Umberto Eco died on February 19, 2016. He was a brilliant man who wrote fascinating books.
He also had an encyclopedic memory. Here’s a brief interview filmed by David Ferrario. In the interview, Eco discusses memory, computers, and a terrifying future.
For those of you with serious book envy that may trigger a Pavlovian response, have your drool cups ready at minute 5 of the interview (with English subtitles).
Who will inherit that labyrinthian library?
18 thoughts on “Umberto Eco – On Memory, Books, and Computers”
I have seen some remarkable personal libraries, but Eco’s is something else! Wow!
Yes, I was filled with awe. Call it reverence.
Oh my gosh, is that in his home? Can you imagine having that around you every day? With the help of takeout food, one would never have to leave the house. Just read, read, and read.

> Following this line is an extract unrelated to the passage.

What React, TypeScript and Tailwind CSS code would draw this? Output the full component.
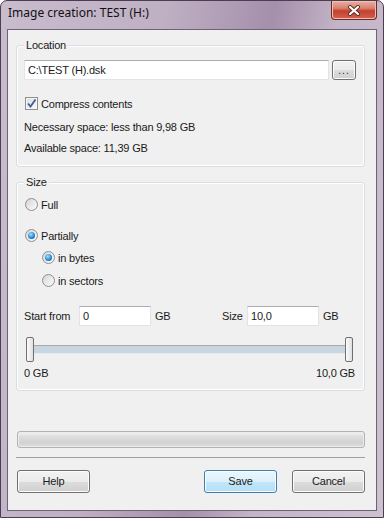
import React from "react";

const font = { fontFamily: '"Liberation Sans", Arial, sans-serif' };

const GroupBox = ({ label, className, children }: { label: string; className?: string; children: React.ReactNode }) => (
  <div className={`relative rounded-[3px] border border-[#d5dfe5] shadow-[inset_0_0_0_1px_#ffffff] ${className ?? ""}`}>
    <span className="absolute -top-[8px] left-[7px] bg-[#f0f0f0] px-[2px] leading-[14px]">{label}</span>
    {children}
  </div>
);

const TextBox = ({ value, className }: { value: string; className?: string }) => (
  <div className={`h-[20px] bg-white border border-[#e2e3ea] border-t-[#abadb3] flex items-center pl-[3px] leading-[14px] ${className ?? ""}`}>
    {value}
  </div>
);

const Radio = ({ checked, label, className }: { checked?: boolean; label: string; className?: string }) => (
  <div className={`flex items-center h-[13px] ${className ?? ""}`}>
    <div className="w-[13px] h-[13px] rounded-full border border-[#8e8f8f] bg-[linear-gradient(135deg,#d6d6d6,#fbfbfb)] flex items-center justify-center">
      {checked && (
        <div className="w-[7px] h-[7px] rounded-full bg-[radial-gradient(circle_at_40%_35%,#a6e3ff,#2a8ad4_55%,#0e4a86)]" />
      )}
    </div>
    <span className="ml-[3px] leading-[14px]">{label}</span>
  </div>
);

const Button = ({ label, primary }: { label: string; primary?: boolean }) => (
  <div
    className={`w-[73px] h-[23px] rounded-[3px] border flex items-center justify-center shadow-[inset_0_0_0_1px_#fcfcfc] ${
      primary
        ? "border-[#3c7fb1] bg-[linear-gradient(to_bottom,#ecf7fd_0%,#dbf0fb_50%,#c4e7f9_50%,#b3def5_100%)]"
        : "border-[#707070] bg-[linear-gradient(to_bottom,#f2f2f2_0%,#ebebeb_50%,#dddddd_50%,#cfcfcf_100%)]"
    }`}
  >
    {label}
  </div>
);

const Thumb = () => (
  <div className="w-[8px] h-[25px] rounded-[2px] border border-[#707070] bg-[linear-gradient(to_right,#fbfbfb,#e0e0e0)] shrink-0" />
);

export default function App() {
  return (
    <div className="w-[384px] h-[518px] overflow-hidden bg-white">
      <div className="w-[384px] h-[518px] rounded-t-[7px] border border-[#4a3e50] bg-[linear-gradient(100deg,#c9bccd_0%,#bfb0c4_35%,#a58fab_58%,#c3b4c7_72%,#cdc1d0_100%)] px-[6px] pb-[6px] flex flex-col relative">
        {/* Title bar */}
        <div className="h-[28px] pt-[4px] pl-[1px] text-[12px] leading-[16px] text-[#111]" style={{ fontFamily: '"Noto Sans", "Open Sans", sans-serif' }}>
          Image creation: TEST (H:)
        </div>
        <div className="absolute top-0 right-[6px] w-[46px] h-[19px] rounded-b-[4px] border border-t-0 border-[#6b2a25] bg-[linear-gradient(to_bottom,#e9b0a4_0%,#d7826f_40%,#c2412f_55%,#d3624c_100%)] shadow-[inset_0_0_0_1px_#f0c0b5] flex items-center justify-center">
          <svg width="14" height="11" viewBox="0 0 14 11">
            <path d="M3 2 L11 9 M11 2 L3 9" stroke="#5a2a28" strokeWidth="4" strokeLinecap="round" />
            <path d="M3 2 L11 9 M11 2 L3 9" stroke="#ffffff" strokeWidth="2.2" strokeLinecap="round" />
          </svg>
        </div>

        {/* Client area */}
        <div className="flex-1 bg-[#f0f0f0] border border-[#6f6274] text-[11px] text-[#1a1a1a] tracking-[-0.2px]" style={font}>
          <div className="ml-[8px] w-[349px] flex flex-col">
            <GroupBox label="Location" className="mt-[15px] pt-[14px] pb-[11px] pl-[7px] pr-[8px]">
              <div className="flex items-center">
                <TextBox value="C:\TEST (H).dsk" className="w-[305px]" />
                <div className="ml-[3px] w-[24px] h-[20px] rounded-[3px] border border-[#707070] bg-[linear-gradient(to_bottom,#f2f2f2_0%,#ebebeb_50%,#dddddd_50%,#cfcfcf_100%)] shadow-[inset_0_0_0_1px_#fcfcfc] flex items-end justify-center pb-[4px] leading-[8px] text-[10px] tracking-[1px]">
                  ...
                </div>
              </div>
              <div className="flex items-center h-[13px] mt-[17px] ml-[1px]">
                <div className="w-[13px] h-[13px] border border-[#8e8f8f] bg-[linear-gradient(135deg,#dcdcdc,#fafafa)] shadow-[inset_0_0_0_1px_#f4f4f4] flex items-center justify-center">
                  <svg width="11" height="11" viewBox="0 0 11 11">
                    <path d="M2 5.5 L4.5 8.5 L9.5 1.5" stroke="#3c5c9a" strokeWidth="1.8" fill="none" />
                  </svg>
                </div>
                <span className="ml-[3px] leading-[14px]">Compress contents</span>
              </div>
              <div className="mt-[10px] leading-[14px]">Necessary space: less than 9,98 GB</div>
              <div className="mt-[7px] leading-[14px]">Available space: 11,39 GB</div>
            </GroupBox>

            <GroupBox label="Size" className="mt-[15px] pt-[15px] pb-[10px] pl-[8px] pr-[9px]">
              <Radio label="Full" />
              <Radio label="Partially" checked className="mt-[18px]" />
              <Radio label="in bytes" checked className="mt-[9px] ml-[17px]" />
              <Radio label="in sectors" className="mt-[10px] ml-[17px]" />
              <div className="flex items-center mt-[19px] -ml-[1px]">
                <span className="w-[55px] leading-[14px]">Start from</span>
                <TextBox value="0" className="w-[72px]" />
                <span className="ml-[4px] w-[67px] leading-[14px]">GB</span>
                <span className="w-[25px] leading-[14px]">Size</span>
                <TextBox value="10,0" className="w-[72px]" />
                <span className="ml-[4px] leading-[14px]">GB</span>
              </div>
              <div className="flex items-center mt-[11px] ml-[1px] mr-[2px]">
                <Thumb />
                <div className="flex-1 h-[9px] border-t border-[#a9a9a9] border-b border-b-[#e6edf2] bg-[#c8d6e1]" />
                <Thumb />
              </div>
              <div className="flex justify-between mt-[4px] -ml-[1px] leading-[14px]">
                <span>0 GB</span>
                <span>10,0 GB</span>
              </div>
            </GroupBox>

            <div className="mt-[40px] ml-[1px] h-[17px] rounded-[3px] border border-[#b2b2b2] bg-[linear-gradient(to_bottom,#f4f4f4_0%,#dedede_30%,#d2d2d2_70%,#dcdcdc_100%)] shadow-[inset_0_0_0_1px_#ececec]" />
            <div className="mt-[9px] h-px bg-[#a0a0a0]" />
            <div className="mt-[12px] flex ml-[1px]">
              <Button label="Help" />
              <div className="flex-1" />
              <Button label="Save" primary />
              <div className="w-[15px]" />
              <Button label="Cancel" />
            </div>
          </div>
        </div>
      </div>
    </div>
  );
}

Yes, but you’d have to meet the delivery person at the door. Otherwise, they’d never find you. 😀 Such bliss!
Oh my. Oh my One would need maps for one’s own library. Not to mention a compass
I think they should turn the house into a public library. I NEED to see it in person. Perhaps check out a book or two or ten…
I love how he knew exactly where the book was on the shelf. No card catalog or reference notation.
I will never use a calculator again…must keep the mind fresh! 😀
Yes, those were two of my takeaways, as well. I’m doing my multiplication tables in my head as I type.
Oh no…multi tasking too…how can I ever keep up with you? 🙂
Are you choking on dust? Gotta redline it to keep up with me. 😀
Ha ha…nope, no redlining. I’m semi-retired! I get to relax and smell the flowers now! 😀
Lots of time to read books from that library. 😉
How did he find time to write when he had so much stuff to read?!
I don’t think the man slept. And I’ll bet he didn’t spend time on a social media platform, let alone watch funny cat—um, mouse videos on Facebook.
So that’s the secret…
That library was as promised. WOW.
And thanking all of my math teachers through the years that didn’t let us use calculators!
It’s interesting to think about, isn’t it? What happens when much of memory becomes only called on to record experiences and not for recalling factual information. Experience is relative and memories change or evolve as we recall them. But two times twenty-two will always equal forty0-four. What happens when our devices lose our facts?
He even has a ladder for his library, that is amazing, what an awesome house. Eco will be missed, his books (or at least the first five which I’ve read were all very good and his non fiction was equally fascinating and challenging, it’s a huge loss to literature.
Yes, I hope his heirs turn that house into a national library, one that I can visit sometime down the road. I’ve got to pull some of his books out of my boxes and give them another look.